As Korine revealed to Rolling Stone, “People always say, ‘Your films lack morality.’ But in the end I know my heart is pure. It was important to me the girls felt that too. That in the end the film was on the side of righteousness.”
As Britney Spears’ “Everytime” begins to play at an emotional height in the film, we receive a tantalizing vision of what this movie’s all about. That, in the violence that occurs, there’s a weakness that follows–in all acts of wrongdoing, comes a suffering–and possibly, in each pure moment, it is ridden with guilt.
Perhaps it will do us some good to not look at this film for its face-value, but rather, the dark undertone Korine presents us with. Sometimes, it’s okay to laugh at the ridiculousness of events in this film, with Alien’s crazed obsession with his guns and toys and money and crib, yet, remember that Korine himself states: “My dream has always been to infiltrate the mainstream. I always thought that was the way to do some serious damage.” And damage he may have done, there’s just no film like this out there.
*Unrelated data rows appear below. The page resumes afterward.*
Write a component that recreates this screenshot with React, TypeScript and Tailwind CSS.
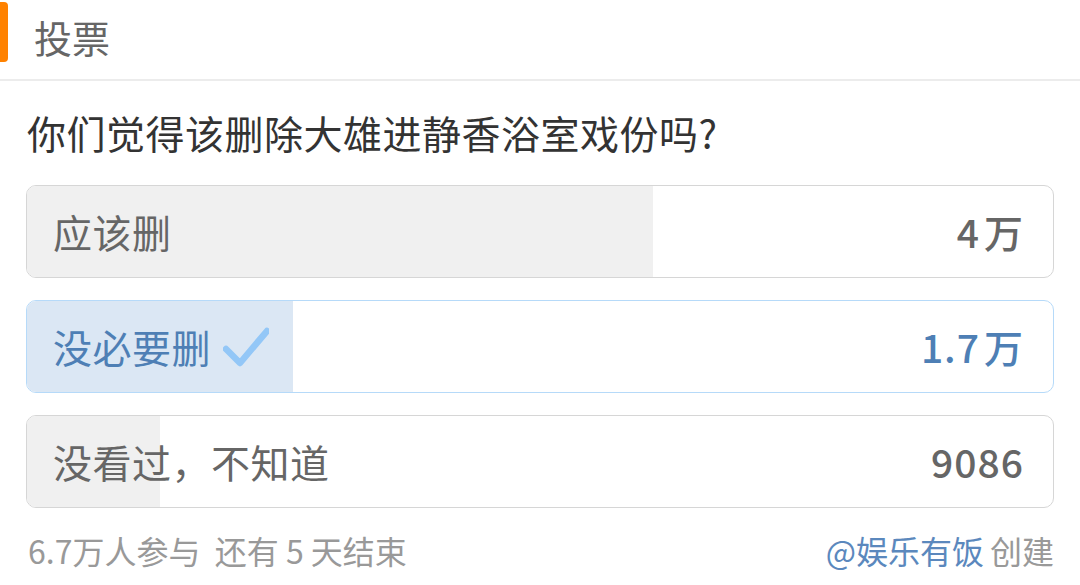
const options = [
  { label: "应该删", num: "4", unit: "万", pct: 61, voted: false },
  { label: "没必要删", num: "1.7", unit: "万", pct: 25.9, voted: true },
  { label: "没看过，不知道", num: "9086", unit: "", pct: 13, voted: false },
]

function Check() {
  return (
    <svg width="46" height="42" viewBox="0 0 46 42" className="ml-[12px]">
      <path d="M3 23 L17 37 L44 5" fill="none" stroke="#93c7f7" strokeWidth="6.5" strokeLinecap="round" strokeLinejoin="round" />
    </svg>
  )
}

export default function App() {
  return (
    <div className="w-[1080px] h-[585px] bg-white overflow-hidden font-['Noto_Sans_CJK_SC','Noto_Sans',sans-serif]">
      {/* header */}
      <header className="h-[81px] flex border-b-2 border-[#ececec]">
        <div className="w-[8px] h-[60px] mt-[2px] rounded-r-[4px] bg-[#ff8200]" />
        <h1 className="ml-[26px] mt-[12px] text-[38px] leading-[50px] text-[#666]">投票</h1>
      </header>

      <main className="px-[26px]">
        <p className="mt-[25px] mb-[26px] text-[39px] leading-[53px] tracking-[0.5px] text-[#333] pl-[1px]">
          你们觉得该删除大雄进静香浴室戏份吗?
        </p>

        <div className="flex flex-col gap-[22px]">
          {options.map((o) => (
            <div
              key={o.label}
              className={
                "relative h-[93px] rounded-[10px] border overflow-hidden " +
                (o.voted ? "border-[#b6daf9]" : "border-[#d6d6d6]")
              }
            >
              <div
                className={"absolute inset-y-0 left-0 " + (o.voted ? "bg-[#dbe7f4]" : "bg-[#f0f0f0]")}
                style={{ width: o.pct + "%" }}
              />
              <div className="relative h-full flex items-center justify-between pl-[26px] pr-[30px]">
                <span
                  className={
                    "flex items-center text-[39px] tracking-[0.5px] " + (o.voted ? "text-[#4e7fb5]" : "text-[#666]")
                  }
                >
                  {o.label}
                  {o.voted && <Check />}
                </span>
                <span className={"flex items-center text-[39px] font-medium " + (o.voted ? "text-[#4e7fb5]" : "text-[#666]")}>
                  <span className="tracking-[1px] -mr-[1px]">{o.num}</span>
                  {o.unit && <span className="ml-[5px]">{o.unit}</span>}
                </span>
              </div>
            </div>
          ))}
        </div>

        <div className="mt-[20px] flex items-center justify-between text-[32px] leading-[44px] text-[#999]">
          <span className="pl-[2px]">6.7万人参与&nbsp;&nbsp;还有 5 天结束</span>
          <span>
            <span className="text-[#5b88bd]">@娱乐有饭</span>
            <span className="ml-[6px]">创建</span>
          </span>
        </div>
      </main>
    </div>
  )
}
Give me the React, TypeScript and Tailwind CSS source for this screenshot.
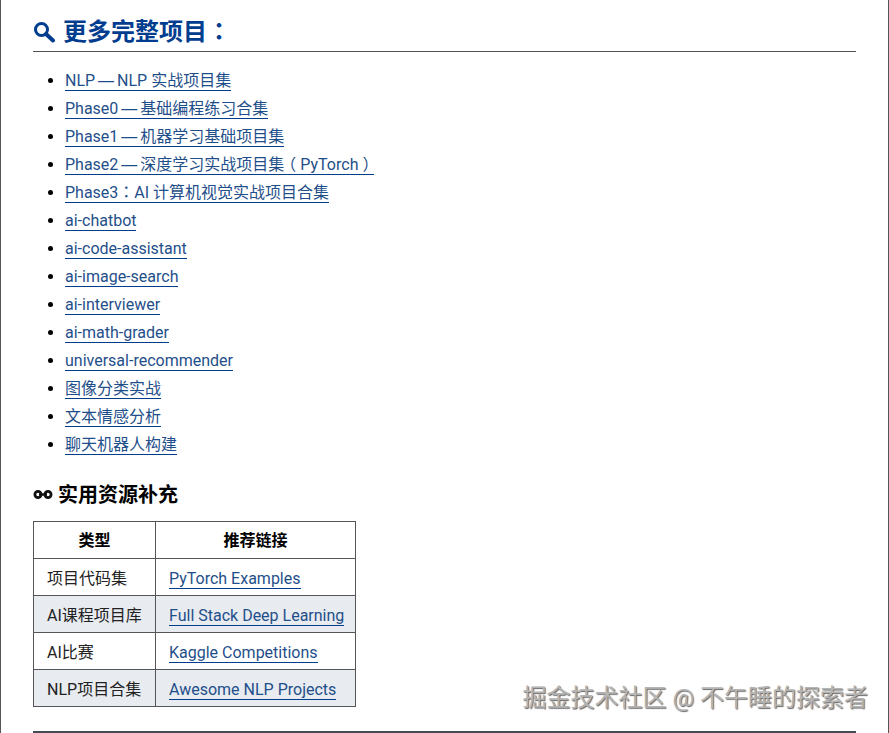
import React from 'react';

const font = 'font-["Roboto","Noto_Sans_CJK_SC",sans-serif]';

// centred full-width punctuation, kept out of the line box height
const tc = 'font-["Noto_Sans_CJK_TC",sans-serif] leading-[0] [text-spacing-trim:space-all]';
const paren = "inline-block w-4 text-center leading-[0] [font-feature-settings:'halt']";
const dash = <span className='-mx-px font-["Liberation_Sans",sans-serif] leading-[0]'>—</span>;

const projects: React.ReactNode[] = [
  <>NLP {dash} NLP 实战项目集</>,
  <>Phase0 {dash} 基础编程练习合集</>,
  <>Phase1 {dash} 机器学习基础项目集</>,
  <>Phase2 {dash} 深度学习实战项目集<span className={paren}>（</span>PyTorch<span className={paren}>）</span></>,
  <>Phase3<span className={tc}>：</span>AI 计算机视觉实战项目合集</>,
  'ai-chatbot',
  'ai-code-assistant',
  'ai-image-search',
  'ai-interviewer',
  'ai-math-grader',
  'universal-recommender',
  '图像分类实战',
  '文本情感分析',
  '聊天机器人构建',
];

const resources = [
  ['项目代码集', 'PyTorch Examples'],
  ['AI课程项目库', 'Full Stack Deep Learning'],
  ['AI比赛', 'Kaggle Competitions'],
  ['NLP项目合集', 'Awesome NLP Projects'],
];

const SearchIcon = () => (
  <svg viewBox="0 0 22 22" className="w-[22px] h-[22px] shrink-0" fill="none" stroke="#003d8f">
    <circle cx="8.5" cy="8.5" r="6" strokeWidth="3" />
    <path d="M13 13l7 6.5" strokeWidth="4" strokeLinecap="round" />
  </svg>
);

const LinkIcon = () => (
  <svg viewBox="0 0 20 9" className="mb-[2px] w-5 h-[9px] shrink-0" fill="none" stroke="#111">
    <circle cx="5" cy="4.5" r="3.1" strokeWidth="2.8" />
    <circle cx="15" cy="4.5" r="3.1" strokeWidth="2.8" />
    <path d="M6 4.5h8" strokeWidth="2.4" />
  </svg>
);

export default function App() {
  return (
    <div className={`relative h-[733px] w-[889px] overflow-hidden border-x border-[#555] bg-white px-8 text-black ${font}`}>
      {/* Heading */}
      <h2 className="flex h-[52px] items-center gap-2 border-b border-[#555] pt-[12px] text-[24px] leading-[38px] font-bold text-[#003d8f]">
        <SearchIcon />
        <span>更多完整项目<span className={tc}>：</span></span>
      </h2>

      {/* Project links */}
      <ul className="mt-[15px] list-disc pl-8 text-[16px] leading-[28px]">
        {projects.map((p, i) => (
          <li key={i}>
            <a className="border-b border-[#003d8f] text-[#1f4f8a]">{p}</a>
          </li>
        ))}
      </ul>

      <h3 className="mt-[18px] flex h-[36px] items-center gap-[5px] text-[20px] font-bold">
        <LinkIcon />
        <span>实用资源补充</span>
      </h3>

      {/* Resource table */}
      <table className="mt-[8px] w-[323px] table-fixed border-collapse text-[16px] text-[#222]">
        <thead>
          <tr className="h-[37px] text-black">
            <th className="w-[122px] border border-[#555] pt-[2px] font-bold">类型</th>
            <th className="border border-[#555] pt-[2px] font-bold">推荐链接</th>
          </tr>
        </thead>
        <tbody>
          {resources.map(([type, link], i) => (
            <tr key={type} className={`h-[37px] ${i % 2 === 1 ? 'bg-[#e8ebf0]' : ''}`}>
              <td className="border border-[#555] px-[13px] pt-[3px] whitespace-nowrap">{type}</td>
              <td className="border border-[#555] px-[13px] pt-[3px] whitespace-nowrap">
                <a className="border-b border-[#003d8f] text-[#1f4f8a]">{link}</a>
              </td>
            </tr>
          ))}
        </tbody>
      </table>

      <div className="mt-[24px] h-[2px] bg-[#444b52]" />

      {/* Watermark */}
      <div className="absolute top-[683px] right-[20px] text-[24px] leading-[30px] whitespace-nowrap text-[#b4b4b4] [text-shadow:1px_1px_1px_#666,-1px_-1px_0_#fff]">
        掘金技术社区 @ 不午睡的探索者
      </div>
    </div>
  );
}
And might I add, that scene with James Franco and Selena almost made me cry! I felt so uncomfortable watching that scene, as I could feel the discomfort and fear and almost cry with Selena. I was a bit skeptical as to why she decided to join in on this film, but I’m actually glad she was there. Her natural self fit the role, and darnit–if there’s any I could relate to in that movie, it was her. That discomfort was painful to watch but relieving in a way as well. It made the experience all the more real.